The opposite management style of micromanagement is laissez-faire management. This completely hands-off approach to management also has drawbacks such as employees lacking clear direction, established goals, or motivation. So, the key is finding a healthy balance between over-managing and under-managing your employees.

One great approach to management is to manage with a growth mindset. This management style involves providing your employees with clear direction, well-established goals, and an operating framework within which they can meet benchmarks and achieve goals. Managing with a growth mindset also involves creating a positive culture that fosters psychological safety through open communication channels, positive reactions to failures (such as viewing them as informative learning experiences), and bottom-up management techniques where leaders in your business listen, hear, and truly consider the feedback and ideas of their subordinates.

Read More: Improve Workplace Productivity and Employee Teamwork With DISC Training

The steps you can take to lead with a better management style include:

  • Clearly communicate your expectations.
  • Trust employees to fulfill their duties and meet your expectations.
  • Empower employees to do their work and achieve their goals in their own way.
  • Use technology to streamline communication, workflows, and project management.
  • Focus on encouraging feedback sharing.
  • Follow through with considering and responding to feedback.
  • Create a positive culture where employees have space to be creative and encourage innovation.
  • Shift to a team-based mindset, moving from 'I' thoughts and statements to 'we' thoughts and statements. Understanding that the statement, "We will build a successful company," is more likely to be true than the statement, "I will build a successful business."
  • Monitor performance and results instead of monitoring employees.

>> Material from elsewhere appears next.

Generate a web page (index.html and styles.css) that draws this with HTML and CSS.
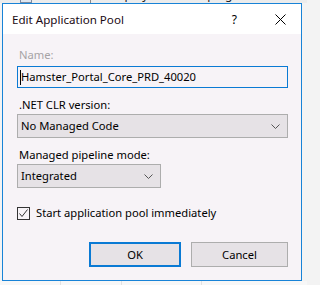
FILE: index.html
```html
<!DOCTYPE html>
<html>
<head>
<meta charset="utf-8">
<link rel="stylesheet" href="styles.css">
</head>
<body>
<div class="top-strip">
  <span class="tool-icon"></span>
  <span class="strip-text">Show All</span>
  <span class="strip-sep"></span>
  <span class="strip-text">Group by:</span>
  <span class="strip-text">No Grouping</span>
</div>
<div class="window">
  <div class="titlebar">
    <span class="title">Edit Application Pool</span>
    <span class="help">?</span>
    <svg class="close" width="11" height="11" viewBox="0 0 11 11"><path d="M0.5 0.5 L10.5 10.5 M10.5 0.5 L0.5 10.5" stroke="#000" stroke-width="1" fill="none"/></svg>
  </div>
  <div class="content">
    <div class="lbl disabled">Name:</div>
    <div class="textbox"><span class="caret"></span>Hamster_Portal_Core_PRD_40020</div>
    <div class="lbl lbl-gap">.NET CLR version:</div>
    <div class="select select-wide"><span>No Managed Code</span><svg class="chev" width="9" height="5" viewBox="0 0 9 5"><path d="M0.5 0.5 L4.5 4.5 L8.5 0.5" stroke="#555" stroke-width="1" fill="none"/></svg></div>
    <div class="lbl lbl-gap">Managed pipeline mode:</div>
    <div class="select select-narrow"><span>Integrated</span><svg class="chev" width="9" height="5" viewBox="0 0 9 5"><path d="M0.5 0.5 L4.5 4.5 L8.5 0.5" stroke="#555" stroke-width="1" fill="none"/></svg></div>
    <div class="check">
      <span class="box"><svg width="11" height="11" viewBox="0 0 11 11"><path d="M1.5 5.5 L4 8.5 L9.5 1.5" stroke="#333" stroke-width="1" fill="none"/></svg></span>
      <span>Start application pool immediately</span>
    </div>
    <div class="buttons">
      <div class="btn btn-default">OK</div>
      <div class="btn btn-cancel">Cancel</div>
    </div>
  </div>
</div>
<div class="below">
  <span class="cell c1"></span>
  <span class="cell c2"></span>
  <span class="cell c3"></span>
  <span class="cell c4"></span>
</div>
</body>
</html>
```
FILE: styles.css
```css
html, body {
  margin: 0;
  padding: 0;
}
body {
  background: #f3f3f3;
  font-family: "Noto Sans", "Open Sans", sans-serif;
  font-size: 11.2px;
  color: #000;
  width: 307px;
  height: 285px;
  overflow: hidden;
}
.top-strip {
  height: 3px;
  overflow: hidden;
  display: flex;
  align-items: flex-start;
  background: #ececec;
  padding-left: 20px;
}
.top-strip > * {
  margin-top: -13px;
  line-height: 16px;
  flex: none;
}
.tool-icon {
  width: 12px;
  height: 16px;
  border: 1px solid #7a8aa0;
  box-sizing: border-box;
  background: #dfe6ef;
  margin-right: 3px;
}
.strip-text {
  color: #222;
  margin-right: 8px;
  font-size: 12px;
}
.strip-sep {
  width: 1px;
  height: 16px;
  background: #888;
  margin-right: 5px;
}
.window {
  margin-left: 2px;
  width: 300px;
  height: 278px;
  box-sizing: border-box;
  border: 1px solid #1883d7;
  background: #f7f3f7;
  display: flex;
  flex-direction: column;
}
.titlebar {
  height: 30px;
  background: #fff;
  display: flex;
  align-items: center;
  flex: none;
}
.title {
  margin-left: 9px;
  font-size: 11.6px;
  color: #1a0a14;
  flex: 1;
}
.help {
  font-size: 12px;
  margin-right: 38px;
  color: #000;
}
.close {
  margin-right: 15px;
}
.content {
  padding: 13px 13px 0 14px;
  display: flex;
  flex-direction: column;
  align-items: flex-start;
}
.lbl {
  line-height: 16px;
  margin-left: 2px;
}
.lbl.disabled {
  color: #a6a3a6;
}
.lbl-gap {
  margin-top: 9px;
}
.textbox {
  margin-top: 3px;
  width: 271px;
  height: 22px;
  box-sizing: border-box;
  border: 1px solid #0a7ad4;
  display: flex;
  align-items: center;
  padding-left: 2px;
  line-height: 16px;
  background: #f7f3f7;
}
.caret {
  width: 1px;
  height: 15px;
  background: #000;
}
.select {
  margin-top: 1px;
  height: 24px;
  box-sizing: border-box;
  border: 1px solid #adadad;
  background: #e6e2e6;
  display: flex;
  align-items: center;
  justify-content: space-between;
  padding: 0 7px 0 3px;
  line-height: 16px;
}
.select-wide {
  width: 271px;
}
.select-narrow {
  width: 144px;
}
.chev {
  flex: none;
}
.check {
  margin-top: 17px;
  display: flex;
  align-items: center;
  line-height: 16px;
}
.box {
  width: 13px;
  height: 13px;
  box-sizing: border-box;
  border: 1px solid #333;
  display: flex;
  align-items: center;
  justify-content: center;
  margin-right: 6px;
}
.box svg {
  display: block;
}
.buttons {
  margin-top: 21px;
  align-self: stretch;
  display: flex;
  justify-content: flex-end;
  gap: 10px;
}
.btn {
  height: 25px;
  box-sizing: border-box;
  border: 1px solid #adadad;
  background: #e6e2e6;
  display: flex;
  align-items: center;
  justify-content: center;
  line-height: 16px;
}
.btn-default {
  width: 92px;
  border: 2px solid #0a7ad4;
}
.btn-cancel {
  width: 97px;
}
.below {
  display: flex;
  height: 4px;
  background: #f7f7f7;
}
.cell {
  height: 4px;
  border-right: 1px solid #e2e2e2;
}
.c1 { width: 60px; }
.c2 { width: 60px; }
.c3 { width: 79px; }
.c4 { width: 60px; border-right: none; }
```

As you improve your leadership style and that of all the leaders working in your business, you, your company, workplace culture, and your employees will benefit in countless ways.

 Plus, with a better management style, you might just be surprised at how much happier you, as a person who is also an employee of your company, can become as well.

Remember: You Can’t Manage What You Don’t Measure

Before you begin implementing positive workplace culture changes, it's important to make sure your back office is set up to keep track of the progress you make.  Without a robust back office to track employee metrics, you won't know whether (or to what degree) your own leadership and workplace culture are improving.